Segundo o ex-prefeito de São Paulo, o Brasil está vivendo retrocessos do ponto de vista civil e político, com prisões arbitrárias e assassinatos de lideranças dos movimentos sociais. Por isso, há um desafio enorme, tanto do ponto de vista econômico quanto do ponto de vista político. “Nós temos que voltar a nos reunir mais frequentemente e voltar a produzir conhecimento novo. Nós temos que nos aproximar das universidades, das academias e estimular as pessoas a se debruçarem sobre o Brasil, para uma visão de futuro para o nosso país.”

Do ponto de vista internacional, segundo Haddad, há uma enorme desconfiança nos demais países emergentes sobre qual é o papel que o Brasil vai exercer na economia mundial. “Apesar de estarmos fragilizados, as posições econômicas e geopolíticas sempre importaram. E o Brasil hoje está virando lacaio dos Estados Unidos, em todos os aspectos. Nós estamos quase virando um protetorado, que é aquela nação protegida diplomática ou militarmente e, em troca, aceita obrigações.”

O petista lembrou que, desde que o Brasil passou a ser sabotado politicamente, o que nós vemos é retrocesso no mercado de trabalho, no plano de desenvolvimento, na educação, no crédito. Ou seja, retrocesso em todos os pilares num processo de desenvolvimento.
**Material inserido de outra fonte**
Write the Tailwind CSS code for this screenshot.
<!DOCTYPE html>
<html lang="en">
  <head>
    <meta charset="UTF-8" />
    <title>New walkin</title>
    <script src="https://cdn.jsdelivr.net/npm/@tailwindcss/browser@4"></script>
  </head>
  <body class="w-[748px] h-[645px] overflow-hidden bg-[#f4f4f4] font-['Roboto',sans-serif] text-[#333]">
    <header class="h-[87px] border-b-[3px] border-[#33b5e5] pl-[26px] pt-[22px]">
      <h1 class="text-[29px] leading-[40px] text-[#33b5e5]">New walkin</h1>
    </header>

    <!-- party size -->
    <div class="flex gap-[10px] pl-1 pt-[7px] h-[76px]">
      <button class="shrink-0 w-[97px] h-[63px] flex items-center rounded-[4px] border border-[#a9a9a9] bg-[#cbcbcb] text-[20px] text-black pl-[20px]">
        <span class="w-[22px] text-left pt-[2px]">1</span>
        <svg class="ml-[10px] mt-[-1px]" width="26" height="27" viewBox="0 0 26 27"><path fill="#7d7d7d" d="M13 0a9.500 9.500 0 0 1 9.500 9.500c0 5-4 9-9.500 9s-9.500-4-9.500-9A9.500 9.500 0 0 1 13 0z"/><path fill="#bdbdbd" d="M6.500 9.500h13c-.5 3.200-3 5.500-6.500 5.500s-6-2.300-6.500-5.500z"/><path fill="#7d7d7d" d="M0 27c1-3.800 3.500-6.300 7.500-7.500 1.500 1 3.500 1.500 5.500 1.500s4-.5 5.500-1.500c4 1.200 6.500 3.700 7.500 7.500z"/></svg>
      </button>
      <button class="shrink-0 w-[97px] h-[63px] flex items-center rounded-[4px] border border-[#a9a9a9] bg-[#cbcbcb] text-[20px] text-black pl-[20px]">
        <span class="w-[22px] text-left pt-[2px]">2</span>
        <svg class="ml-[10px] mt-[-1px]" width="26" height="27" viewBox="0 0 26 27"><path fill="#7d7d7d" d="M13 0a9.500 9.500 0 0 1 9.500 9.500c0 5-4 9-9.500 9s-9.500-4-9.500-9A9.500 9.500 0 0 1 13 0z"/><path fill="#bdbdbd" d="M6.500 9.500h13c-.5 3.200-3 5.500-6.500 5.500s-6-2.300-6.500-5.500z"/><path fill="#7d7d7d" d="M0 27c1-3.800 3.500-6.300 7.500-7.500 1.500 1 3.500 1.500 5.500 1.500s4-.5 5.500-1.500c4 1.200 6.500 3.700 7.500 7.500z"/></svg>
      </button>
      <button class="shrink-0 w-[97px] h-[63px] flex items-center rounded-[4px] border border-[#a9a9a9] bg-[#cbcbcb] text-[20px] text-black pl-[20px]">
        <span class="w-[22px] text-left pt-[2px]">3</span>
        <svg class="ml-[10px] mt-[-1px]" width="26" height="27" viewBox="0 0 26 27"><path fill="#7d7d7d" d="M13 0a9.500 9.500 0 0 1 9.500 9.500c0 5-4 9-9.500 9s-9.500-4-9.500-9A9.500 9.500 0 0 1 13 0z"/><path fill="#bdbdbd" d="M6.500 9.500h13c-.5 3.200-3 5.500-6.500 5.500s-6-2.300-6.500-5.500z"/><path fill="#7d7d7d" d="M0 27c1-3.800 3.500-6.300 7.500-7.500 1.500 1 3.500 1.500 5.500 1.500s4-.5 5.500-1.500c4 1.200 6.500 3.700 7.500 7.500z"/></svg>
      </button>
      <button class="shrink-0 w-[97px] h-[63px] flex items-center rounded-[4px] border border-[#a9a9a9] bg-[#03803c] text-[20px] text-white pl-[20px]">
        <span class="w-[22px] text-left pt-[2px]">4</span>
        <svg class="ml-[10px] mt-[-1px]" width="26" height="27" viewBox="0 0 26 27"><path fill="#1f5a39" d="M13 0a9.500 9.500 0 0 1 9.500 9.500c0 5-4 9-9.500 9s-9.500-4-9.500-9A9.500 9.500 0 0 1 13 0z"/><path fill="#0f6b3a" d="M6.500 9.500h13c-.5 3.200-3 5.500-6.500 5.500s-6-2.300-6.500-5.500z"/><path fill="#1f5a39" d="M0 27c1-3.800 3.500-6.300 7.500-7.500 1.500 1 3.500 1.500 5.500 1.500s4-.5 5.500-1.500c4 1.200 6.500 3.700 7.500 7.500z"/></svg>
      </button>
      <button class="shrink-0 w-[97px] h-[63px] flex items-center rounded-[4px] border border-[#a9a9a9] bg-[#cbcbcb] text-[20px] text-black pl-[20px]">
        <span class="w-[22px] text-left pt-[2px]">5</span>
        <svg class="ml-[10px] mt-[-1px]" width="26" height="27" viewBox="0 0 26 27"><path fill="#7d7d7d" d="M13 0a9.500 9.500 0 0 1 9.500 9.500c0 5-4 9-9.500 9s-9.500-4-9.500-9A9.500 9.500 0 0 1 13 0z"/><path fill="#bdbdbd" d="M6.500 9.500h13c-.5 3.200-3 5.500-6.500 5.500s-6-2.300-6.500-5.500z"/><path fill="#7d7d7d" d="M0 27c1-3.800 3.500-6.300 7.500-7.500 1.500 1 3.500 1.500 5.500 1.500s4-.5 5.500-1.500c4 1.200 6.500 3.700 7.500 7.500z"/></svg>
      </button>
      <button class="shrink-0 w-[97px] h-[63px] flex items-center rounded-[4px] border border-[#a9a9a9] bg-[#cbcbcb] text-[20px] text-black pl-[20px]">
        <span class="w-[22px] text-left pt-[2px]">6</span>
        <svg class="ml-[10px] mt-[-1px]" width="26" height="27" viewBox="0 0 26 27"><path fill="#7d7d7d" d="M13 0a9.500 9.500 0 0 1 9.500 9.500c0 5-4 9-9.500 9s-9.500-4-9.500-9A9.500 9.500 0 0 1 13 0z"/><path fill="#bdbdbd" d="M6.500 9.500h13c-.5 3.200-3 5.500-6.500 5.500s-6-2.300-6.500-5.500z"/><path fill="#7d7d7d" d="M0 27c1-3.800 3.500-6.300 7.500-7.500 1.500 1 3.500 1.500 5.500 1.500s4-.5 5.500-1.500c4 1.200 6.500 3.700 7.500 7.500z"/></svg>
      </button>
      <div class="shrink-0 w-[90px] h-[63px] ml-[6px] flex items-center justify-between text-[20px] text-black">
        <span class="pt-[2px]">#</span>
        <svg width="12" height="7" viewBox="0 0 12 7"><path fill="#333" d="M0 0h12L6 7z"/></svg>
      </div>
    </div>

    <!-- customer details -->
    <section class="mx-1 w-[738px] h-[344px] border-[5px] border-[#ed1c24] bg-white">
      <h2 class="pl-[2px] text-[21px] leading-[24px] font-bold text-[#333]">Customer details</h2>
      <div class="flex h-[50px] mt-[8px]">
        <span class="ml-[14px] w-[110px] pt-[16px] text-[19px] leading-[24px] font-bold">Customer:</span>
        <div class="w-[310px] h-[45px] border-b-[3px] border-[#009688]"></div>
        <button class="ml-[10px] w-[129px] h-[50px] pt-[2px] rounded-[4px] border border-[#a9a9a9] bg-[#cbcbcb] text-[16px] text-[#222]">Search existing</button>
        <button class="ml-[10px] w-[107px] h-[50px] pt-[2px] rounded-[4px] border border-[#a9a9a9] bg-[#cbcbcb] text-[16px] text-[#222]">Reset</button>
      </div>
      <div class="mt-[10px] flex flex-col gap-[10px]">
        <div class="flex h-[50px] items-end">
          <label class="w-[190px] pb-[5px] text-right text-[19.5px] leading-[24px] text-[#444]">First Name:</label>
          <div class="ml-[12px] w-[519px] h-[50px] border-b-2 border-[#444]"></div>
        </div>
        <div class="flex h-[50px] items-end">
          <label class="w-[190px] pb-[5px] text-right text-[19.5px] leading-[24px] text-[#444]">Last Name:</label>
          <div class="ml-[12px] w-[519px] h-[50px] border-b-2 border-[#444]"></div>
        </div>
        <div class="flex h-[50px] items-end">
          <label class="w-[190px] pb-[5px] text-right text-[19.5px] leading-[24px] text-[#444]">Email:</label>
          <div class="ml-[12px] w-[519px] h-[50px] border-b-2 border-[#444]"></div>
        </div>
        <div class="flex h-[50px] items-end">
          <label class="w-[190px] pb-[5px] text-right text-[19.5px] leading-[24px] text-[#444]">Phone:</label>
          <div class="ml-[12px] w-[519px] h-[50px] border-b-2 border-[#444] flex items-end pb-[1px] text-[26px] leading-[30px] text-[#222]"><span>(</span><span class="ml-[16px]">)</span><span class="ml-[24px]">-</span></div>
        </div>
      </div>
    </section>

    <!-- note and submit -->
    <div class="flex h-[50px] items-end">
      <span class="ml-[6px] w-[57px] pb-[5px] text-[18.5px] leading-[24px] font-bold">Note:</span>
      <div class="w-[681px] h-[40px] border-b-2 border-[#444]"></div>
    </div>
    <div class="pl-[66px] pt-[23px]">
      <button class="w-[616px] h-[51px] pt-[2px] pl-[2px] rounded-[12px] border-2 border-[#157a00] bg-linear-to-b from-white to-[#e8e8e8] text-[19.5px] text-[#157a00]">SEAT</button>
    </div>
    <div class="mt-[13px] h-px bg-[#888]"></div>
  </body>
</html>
Segundo ele, se não voltarmos a nos reunir para discutir os últimos anos, inclusive nossos erros, discutir a história e definir um projeto, nós vamos ver o bonde passar e ficar para trás. “Sem ideias novas nós não vamos mobiliar os corações, mobilizar as mentes. São as ideias que fazem as pessoas saírem de casa e ir para as ruas. A gente precisa engajar. Não existe transformação social sem a participação do povo. Nós precisamos conviver com a juventude e com nossos antigos e novos mestres para voltar a sonhar com um Brasil melhor e com uma América Latina Unida.”

A 21ª Conferência Nacional dos Bancários segue na tarde deste sábado, com mesas de debates sobre a soberania nacional e a reforma da Previdência. A programação continua no domingo (4).